REQUIRED TASK
Retype exactly the lines from the first one through the line with "string; options: string[];", including both ends; skip any pictures.
/---
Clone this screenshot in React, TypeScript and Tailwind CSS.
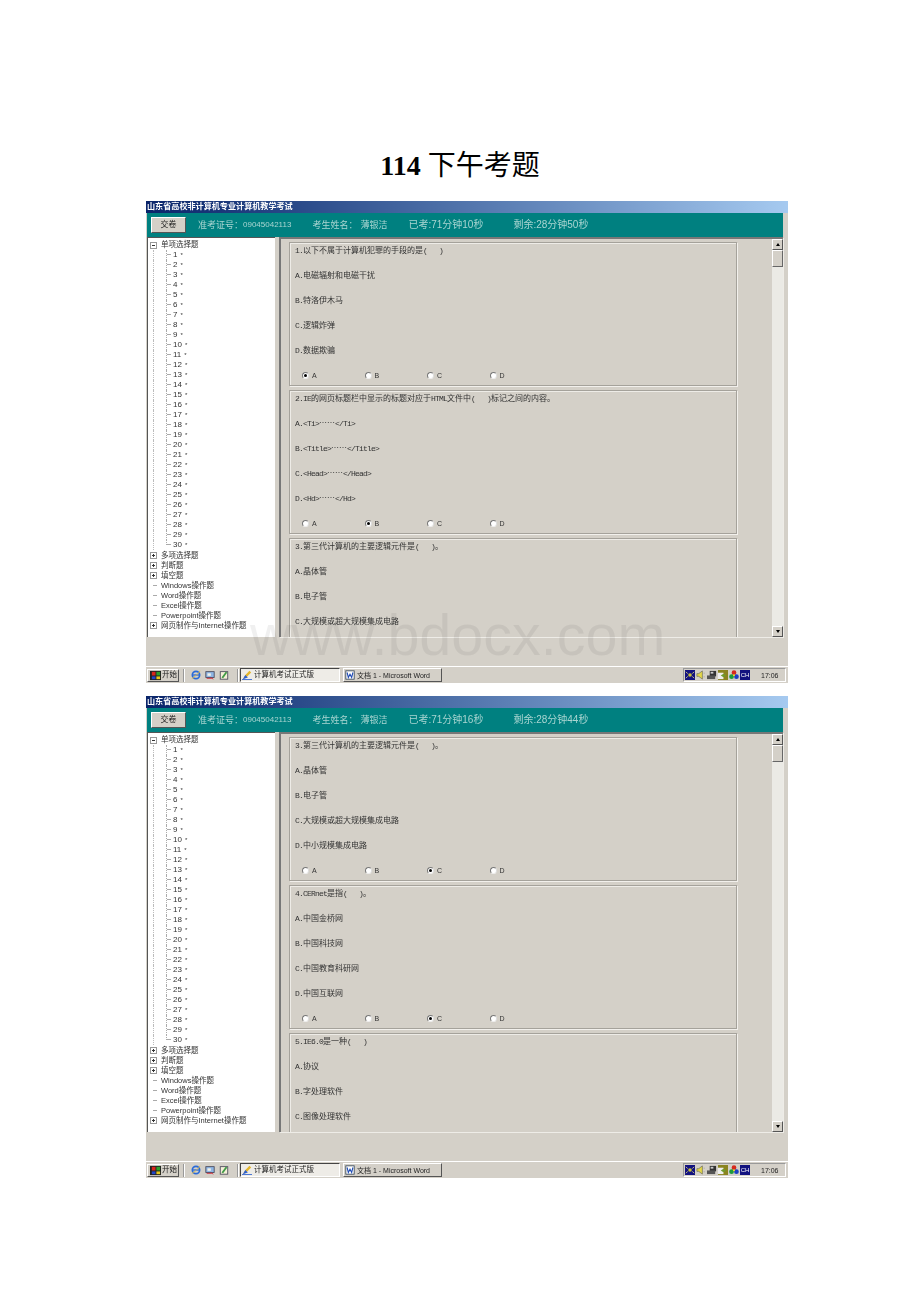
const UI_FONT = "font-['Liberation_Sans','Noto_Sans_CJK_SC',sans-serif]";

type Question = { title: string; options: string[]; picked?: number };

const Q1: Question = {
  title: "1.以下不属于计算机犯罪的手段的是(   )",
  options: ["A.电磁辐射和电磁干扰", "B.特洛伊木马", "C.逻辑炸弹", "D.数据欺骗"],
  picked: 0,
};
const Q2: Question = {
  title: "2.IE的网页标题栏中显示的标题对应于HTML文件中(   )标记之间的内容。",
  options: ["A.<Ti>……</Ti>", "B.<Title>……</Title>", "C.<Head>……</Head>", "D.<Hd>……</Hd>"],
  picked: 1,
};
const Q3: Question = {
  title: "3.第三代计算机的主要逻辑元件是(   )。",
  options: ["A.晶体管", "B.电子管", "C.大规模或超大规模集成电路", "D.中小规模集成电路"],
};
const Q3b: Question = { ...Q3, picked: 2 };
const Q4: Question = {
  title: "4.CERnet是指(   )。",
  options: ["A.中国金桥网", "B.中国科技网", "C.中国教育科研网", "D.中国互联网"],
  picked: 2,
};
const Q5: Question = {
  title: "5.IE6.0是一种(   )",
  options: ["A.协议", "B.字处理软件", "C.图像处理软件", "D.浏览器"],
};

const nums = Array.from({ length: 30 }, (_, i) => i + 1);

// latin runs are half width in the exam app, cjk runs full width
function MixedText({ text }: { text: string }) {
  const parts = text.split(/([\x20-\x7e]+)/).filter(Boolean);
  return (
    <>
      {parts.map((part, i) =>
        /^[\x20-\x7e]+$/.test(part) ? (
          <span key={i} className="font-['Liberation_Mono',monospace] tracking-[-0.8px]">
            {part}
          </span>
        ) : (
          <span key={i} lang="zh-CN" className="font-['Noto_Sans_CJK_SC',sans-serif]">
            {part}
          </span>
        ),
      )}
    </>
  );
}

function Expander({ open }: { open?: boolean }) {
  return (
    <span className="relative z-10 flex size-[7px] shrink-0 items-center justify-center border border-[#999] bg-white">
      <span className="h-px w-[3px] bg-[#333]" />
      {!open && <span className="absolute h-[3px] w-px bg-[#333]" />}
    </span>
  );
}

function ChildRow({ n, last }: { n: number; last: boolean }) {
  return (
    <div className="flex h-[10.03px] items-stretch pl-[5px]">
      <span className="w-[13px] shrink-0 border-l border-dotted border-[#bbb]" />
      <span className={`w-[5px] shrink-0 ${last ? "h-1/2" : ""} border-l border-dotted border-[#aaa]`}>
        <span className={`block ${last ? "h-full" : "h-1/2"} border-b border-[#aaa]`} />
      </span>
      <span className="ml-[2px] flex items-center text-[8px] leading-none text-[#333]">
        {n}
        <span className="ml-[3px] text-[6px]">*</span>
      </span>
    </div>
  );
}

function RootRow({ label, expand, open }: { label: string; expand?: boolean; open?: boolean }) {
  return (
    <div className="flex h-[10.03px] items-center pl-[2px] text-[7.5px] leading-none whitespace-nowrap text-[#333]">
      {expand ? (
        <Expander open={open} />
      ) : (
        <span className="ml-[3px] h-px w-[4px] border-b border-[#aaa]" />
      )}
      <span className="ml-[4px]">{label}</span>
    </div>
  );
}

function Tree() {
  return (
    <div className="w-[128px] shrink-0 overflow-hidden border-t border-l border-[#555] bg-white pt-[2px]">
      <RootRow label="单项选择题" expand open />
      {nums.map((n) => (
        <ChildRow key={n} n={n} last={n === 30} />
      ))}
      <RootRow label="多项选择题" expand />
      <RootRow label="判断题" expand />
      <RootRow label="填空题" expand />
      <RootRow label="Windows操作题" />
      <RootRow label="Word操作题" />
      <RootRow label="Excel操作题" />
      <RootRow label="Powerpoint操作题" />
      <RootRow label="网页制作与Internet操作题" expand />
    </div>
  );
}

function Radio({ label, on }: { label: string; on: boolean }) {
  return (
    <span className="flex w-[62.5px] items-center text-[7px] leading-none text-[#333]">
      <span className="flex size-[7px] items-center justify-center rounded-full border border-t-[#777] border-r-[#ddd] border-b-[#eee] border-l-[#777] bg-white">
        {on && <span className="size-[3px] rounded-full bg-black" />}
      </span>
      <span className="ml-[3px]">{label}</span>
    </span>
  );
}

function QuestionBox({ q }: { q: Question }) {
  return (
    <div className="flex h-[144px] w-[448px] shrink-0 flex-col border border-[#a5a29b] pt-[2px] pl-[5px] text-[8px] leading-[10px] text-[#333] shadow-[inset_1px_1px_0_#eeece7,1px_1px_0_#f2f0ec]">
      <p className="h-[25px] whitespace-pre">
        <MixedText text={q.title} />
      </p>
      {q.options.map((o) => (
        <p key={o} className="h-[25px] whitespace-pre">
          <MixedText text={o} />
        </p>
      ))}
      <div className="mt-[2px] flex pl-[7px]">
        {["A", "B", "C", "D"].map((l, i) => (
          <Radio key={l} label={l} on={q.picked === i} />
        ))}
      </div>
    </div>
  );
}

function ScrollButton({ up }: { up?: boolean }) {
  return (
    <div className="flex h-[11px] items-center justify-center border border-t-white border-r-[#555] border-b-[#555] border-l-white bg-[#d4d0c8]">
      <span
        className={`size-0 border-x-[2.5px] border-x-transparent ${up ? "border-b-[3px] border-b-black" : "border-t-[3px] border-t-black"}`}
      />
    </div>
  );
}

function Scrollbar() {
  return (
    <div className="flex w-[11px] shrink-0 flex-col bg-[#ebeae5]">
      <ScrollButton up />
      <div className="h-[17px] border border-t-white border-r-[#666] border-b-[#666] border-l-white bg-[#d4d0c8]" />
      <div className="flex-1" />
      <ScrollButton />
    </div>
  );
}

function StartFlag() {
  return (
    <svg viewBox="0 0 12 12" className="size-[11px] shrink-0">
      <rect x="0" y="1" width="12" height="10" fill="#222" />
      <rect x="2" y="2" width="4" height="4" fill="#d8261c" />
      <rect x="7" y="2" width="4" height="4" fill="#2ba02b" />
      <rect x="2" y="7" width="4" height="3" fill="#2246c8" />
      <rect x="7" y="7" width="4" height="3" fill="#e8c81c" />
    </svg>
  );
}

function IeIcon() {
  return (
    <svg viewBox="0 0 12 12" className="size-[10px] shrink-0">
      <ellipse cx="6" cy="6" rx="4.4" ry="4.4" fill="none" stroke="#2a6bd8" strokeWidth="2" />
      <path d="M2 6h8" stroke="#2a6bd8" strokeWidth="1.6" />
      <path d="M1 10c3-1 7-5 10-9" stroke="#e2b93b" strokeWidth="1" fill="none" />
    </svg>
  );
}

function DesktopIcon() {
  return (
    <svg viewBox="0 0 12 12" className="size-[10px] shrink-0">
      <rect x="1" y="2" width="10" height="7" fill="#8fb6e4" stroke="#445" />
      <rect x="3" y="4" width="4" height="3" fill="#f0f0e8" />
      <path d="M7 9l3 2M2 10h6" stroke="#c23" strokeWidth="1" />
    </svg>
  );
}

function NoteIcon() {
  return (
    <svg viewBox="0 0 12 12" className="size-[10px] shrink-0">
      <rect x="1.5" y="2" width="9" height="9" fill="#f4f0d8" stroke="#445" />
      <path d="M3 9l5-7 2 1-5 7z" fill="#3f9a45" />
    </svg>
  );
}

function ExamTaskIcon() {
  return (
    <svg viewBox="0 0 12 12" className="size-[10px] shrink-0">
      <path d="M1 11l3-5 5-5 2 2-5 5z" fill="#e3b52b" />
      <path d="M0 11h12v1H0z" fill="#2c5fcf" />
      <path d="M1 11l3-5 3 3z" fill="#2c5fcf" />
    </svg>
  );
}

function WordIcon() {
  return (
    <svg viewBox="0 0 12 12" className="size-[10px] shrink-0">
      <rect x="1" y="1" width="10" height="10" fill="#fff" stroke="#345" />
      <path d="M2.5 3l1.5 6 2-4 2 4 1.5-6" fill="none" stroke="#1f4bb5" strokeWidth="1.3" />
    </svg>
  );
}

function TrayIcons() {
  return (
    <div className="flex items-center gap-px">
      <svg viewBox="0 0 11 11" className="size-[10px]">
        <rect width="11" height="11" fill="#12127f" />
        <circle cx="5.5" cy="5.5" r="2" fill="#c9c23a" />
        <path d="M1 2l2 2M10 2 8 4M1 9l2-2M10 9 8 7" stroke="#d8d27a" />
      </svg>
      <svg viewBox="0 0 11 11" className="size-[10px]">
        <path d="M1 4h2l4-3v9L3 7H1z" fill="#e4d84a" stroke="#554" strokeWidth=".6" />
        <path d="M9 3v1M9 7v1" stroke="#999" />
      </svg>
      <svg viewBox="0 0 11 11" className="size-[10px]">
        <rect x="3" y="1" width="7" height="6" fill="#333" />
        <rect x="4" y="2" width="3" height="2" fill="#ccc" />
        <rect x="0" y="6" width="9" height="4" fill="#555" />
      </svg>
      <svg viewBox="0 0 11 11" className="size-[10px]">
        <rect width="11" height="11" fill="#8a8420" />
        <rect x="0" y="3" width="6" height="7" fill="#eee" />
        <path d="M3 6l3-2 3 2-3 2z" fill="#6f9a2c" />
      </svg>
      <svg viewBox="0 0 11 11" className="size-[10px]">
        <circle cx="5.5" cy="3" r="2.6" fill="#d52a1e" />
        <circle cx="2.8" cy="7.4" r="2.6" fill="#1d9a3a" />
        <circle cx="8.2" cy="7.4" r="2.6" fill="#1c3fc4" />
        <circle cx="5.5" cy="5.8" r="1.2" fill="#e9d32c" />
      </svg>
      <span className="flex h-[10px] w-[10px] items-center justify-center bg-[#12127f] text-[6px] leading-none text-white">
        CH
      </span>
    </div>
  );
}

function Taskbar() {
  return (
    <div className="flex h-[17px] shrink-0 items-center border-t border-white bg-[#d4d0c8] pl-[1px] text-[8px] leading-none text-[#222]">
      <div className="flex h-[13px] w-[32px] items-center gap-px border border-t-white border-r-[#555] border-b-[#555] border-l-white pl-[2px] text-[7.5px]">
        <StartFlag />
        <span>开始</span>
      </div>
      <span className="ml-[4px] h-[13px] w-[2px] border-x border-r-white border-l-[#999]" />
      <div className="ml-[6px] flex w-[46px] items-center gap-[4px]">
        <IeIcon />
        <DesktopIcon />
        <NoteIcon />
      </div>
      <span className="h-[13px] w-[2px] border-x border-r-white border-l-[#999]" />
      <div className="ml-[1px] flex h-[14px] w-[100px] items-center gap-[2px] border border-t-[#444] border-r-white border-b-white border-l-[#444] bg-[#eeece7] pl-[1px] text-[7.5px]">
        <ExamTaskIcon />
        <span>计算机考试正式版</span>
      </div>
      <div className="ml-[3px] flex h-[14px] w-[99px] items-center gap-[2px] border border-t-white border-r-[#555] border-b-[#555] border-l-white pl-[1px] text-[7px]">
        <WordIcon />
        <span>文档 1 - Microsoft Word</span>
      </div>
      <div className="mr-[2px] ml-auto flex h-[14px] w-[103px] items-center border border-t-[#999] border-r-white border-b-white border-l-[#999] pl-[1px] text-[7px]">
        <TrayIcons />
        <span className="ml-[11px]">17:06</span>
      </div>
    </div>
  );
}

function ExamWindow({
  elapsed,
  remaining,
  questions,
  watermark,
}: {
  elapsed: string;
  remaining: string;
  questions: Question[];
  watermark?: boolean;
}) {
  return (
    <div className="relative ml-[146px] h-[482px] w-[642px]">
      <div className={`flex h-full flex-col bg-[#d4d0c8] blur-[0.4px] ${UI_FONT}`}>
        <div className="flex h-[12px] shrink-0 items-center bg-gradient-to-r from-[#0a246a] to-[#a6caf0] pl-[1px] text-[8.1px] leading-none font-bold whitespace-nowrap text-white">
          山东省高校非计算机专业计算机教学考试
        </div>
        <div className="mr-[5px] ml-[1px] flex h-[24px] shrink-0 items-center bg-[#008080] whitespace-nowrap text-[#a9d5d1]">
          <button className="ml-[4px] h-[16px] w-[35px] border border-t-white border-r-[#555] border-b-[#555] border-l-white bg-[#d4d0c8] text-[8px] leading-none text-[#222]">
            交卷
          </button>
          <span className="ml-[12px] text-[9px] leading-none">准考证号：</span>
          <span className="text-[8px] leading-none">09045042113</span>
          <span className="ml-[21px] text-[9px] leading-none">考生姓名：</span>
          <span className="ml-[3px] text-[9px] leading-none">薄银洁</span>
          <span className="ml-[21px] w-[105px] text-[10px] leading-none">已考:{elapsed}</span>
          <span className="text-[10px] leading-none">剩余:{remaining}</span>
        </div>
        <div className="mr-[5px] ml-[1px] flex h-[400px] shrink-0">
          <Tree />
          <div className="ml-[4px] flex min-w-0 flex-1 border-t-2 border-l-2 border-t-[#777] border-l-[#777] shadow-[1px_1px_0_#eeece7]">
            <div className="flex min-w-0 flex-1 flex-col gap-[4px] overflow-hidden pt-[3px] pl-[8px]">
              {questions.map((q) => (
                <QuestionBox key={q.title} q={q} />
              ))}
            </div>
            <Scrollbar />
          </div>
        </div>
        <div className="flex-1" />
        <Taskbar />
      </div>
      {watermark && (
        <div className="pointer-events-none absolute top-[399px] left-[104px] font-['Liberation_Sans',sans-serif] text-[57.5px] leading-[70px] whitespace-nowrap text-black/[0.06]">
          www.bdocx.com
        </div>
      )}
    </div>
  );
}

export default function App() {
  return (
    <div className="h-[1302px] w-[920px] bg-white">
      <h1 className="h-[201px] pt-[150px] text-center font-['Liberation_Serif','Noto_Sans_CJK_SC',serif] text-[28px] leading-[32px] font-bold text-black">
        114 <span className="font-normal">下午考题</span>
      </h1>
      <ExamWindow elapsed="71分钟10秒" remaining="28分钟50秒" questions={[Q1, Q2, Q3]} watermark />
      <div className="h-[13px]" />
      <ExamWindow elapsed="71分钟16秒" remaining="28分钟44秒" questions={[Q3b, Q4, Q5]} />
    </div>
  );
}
\---
WRITTEN ANSWER
Clone this screenshot in React, TypeScript and Tailwind CSS.
const UI_FONT = "font-['Liberation_Sans','Noto_Sans_CJK_SC',sans-serif]";

type Question = { title: string; options: string[]; picked?: number };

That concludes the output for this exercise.